I don’t do it to be sneaky, I do it so I’m not ambushed. I learned my lesson when I was sitting in a booth at a biker bar (I was hoping he was a regular and not playing up because this place was listed as a federal law enforcement historical surveillance landmark site). Someone came from behind and grabbed me. It was the guy – he’d been told I had a shaved head – but this sure wasn’t the kind of place you wanted someone grabbing you from behind.
Since then, hat.
The door to this bar opens but it’s not my friend. Four woman who look as if they’re coming from work walk in and sit at the bar. They toss their bags, purses and, I think, a tent on the bar and order. I lean back to watch TV while waiting.
I’m not trying to listen to these woman but it’s pretty damn impossible not to. They were cackling over each other in an attempt to out wonderful each other. It was mindless, useless but, to them, fabulous!
The bartender seems happy when I call for another beer. He’s been the center of their world primp party since they’re arrived.
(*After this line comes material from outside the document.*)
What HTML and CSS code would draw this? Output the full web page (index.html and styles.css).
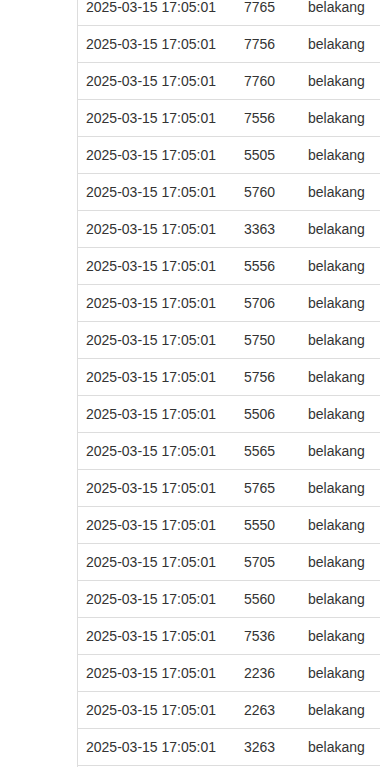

“Regulars?” I ask as he opens my beer.
“No, thankfully.” He puts my beer on the bar. “We have enough of them around here.”
“Let me ask you,” I troll for information. “This is my experience so let’s see if it’s yours. Do groups like that always travel in fours nowadays?”
He thinks for a second before laughing.
“A majority of them, yes.”
They summon him so I start listening to their conversation. I often find lines I can use in the wild. Not this time. It was screech peppered babbling.
Then it happened.
One of them reached into a bag and I saw it. The shimmer of a brass fastener traditionally used to hold movie scripts together.
“Holy fucking Satan on a stick. They’re going to want me to rewrite Skanks In The City.” I think bowing my head barward.
The door opens, as if on cue, and my friend comes in. I get up and greet him.
“I don’t think I’m going to be able to do this.”
“Hi to you to.”
“Whatever. I don’t think this is a good fit.”
“So you talked to them?”
“No, I’ve just been listening to them and the most enlightening thing said was, ‘My thong is so tight it’s cutting me in half.’ Now I don’t know if that was horizontal or vertical but I’m not going to stick around to find out.”
He tells me they’re just excited and all that crap. So I tell him I’ll do the meet.
“But if I see one exclamatory ‘Oh my gawd!!’ in the script I’m outta here.”
So we go over and the only positive thing I can say is the beer was cold and free. After a quick how do you do they start their pitch. They tell me it’s the most unique crime script. There’s everything! Drama! Comedy! Chases! Killings! Sex!
I reach over and pick up the script. After a big hit from my beer, I open it. I read the first page and exhale deeply. I flip to the middle. Read another. Exhale deeply. I repeat this a few times before I can feel myself going blind as a safety precaution.
“Sorry, I don’t think this would be a good fit for me.”
They protest as one of them gives me a sheet of paper with notes. I put the paper on top of the script and attempt to explain why I don’t feel I can help.
“I don’t think Sex In The City Of Charlie’s Angels is something I have the skill to help with. Crime fighting fashionistas. Great ass by day. Kick ass by night. Watch as they bore their arch rivals to death with their aimless chatter about shoes. Experience the agony of a full body waxing through the power of the grate-o-voice. Sorry, not a project for me.”
The truth is, that’s only half the truth. The other half is I couldn’t work with this team. While I’m reading there was a constant dialog regarding what I was reading. As if the words on the page couldn’t explain it so a writers commentary track was needed.
I finish my beer, put my tab on the script, tip the bartender, offer my good byes and good lucks. But they won’t hear of it. They order another beer and begin the hard press.
And it’s a mess. They talk over each other, crowing and chirping, talking in four directions at one time.
I attempt to wrestle back the conversation to let them down easy. But the more I try to encourage them to keep working at it, the more they try to convince me that I’d be an idiot to pass this opportunity.
That was the end for me. They don’t even know me and they’re actually calling me an idiot? Right to my face? Aren’t woman like this supposed to talk behind people’s backs?
“Listen, the bottom line is, regardless of the quality of this script, there is no way I could work with this clueless clucks clan.”
I sure know how to leave an impression on the way out, don’t I?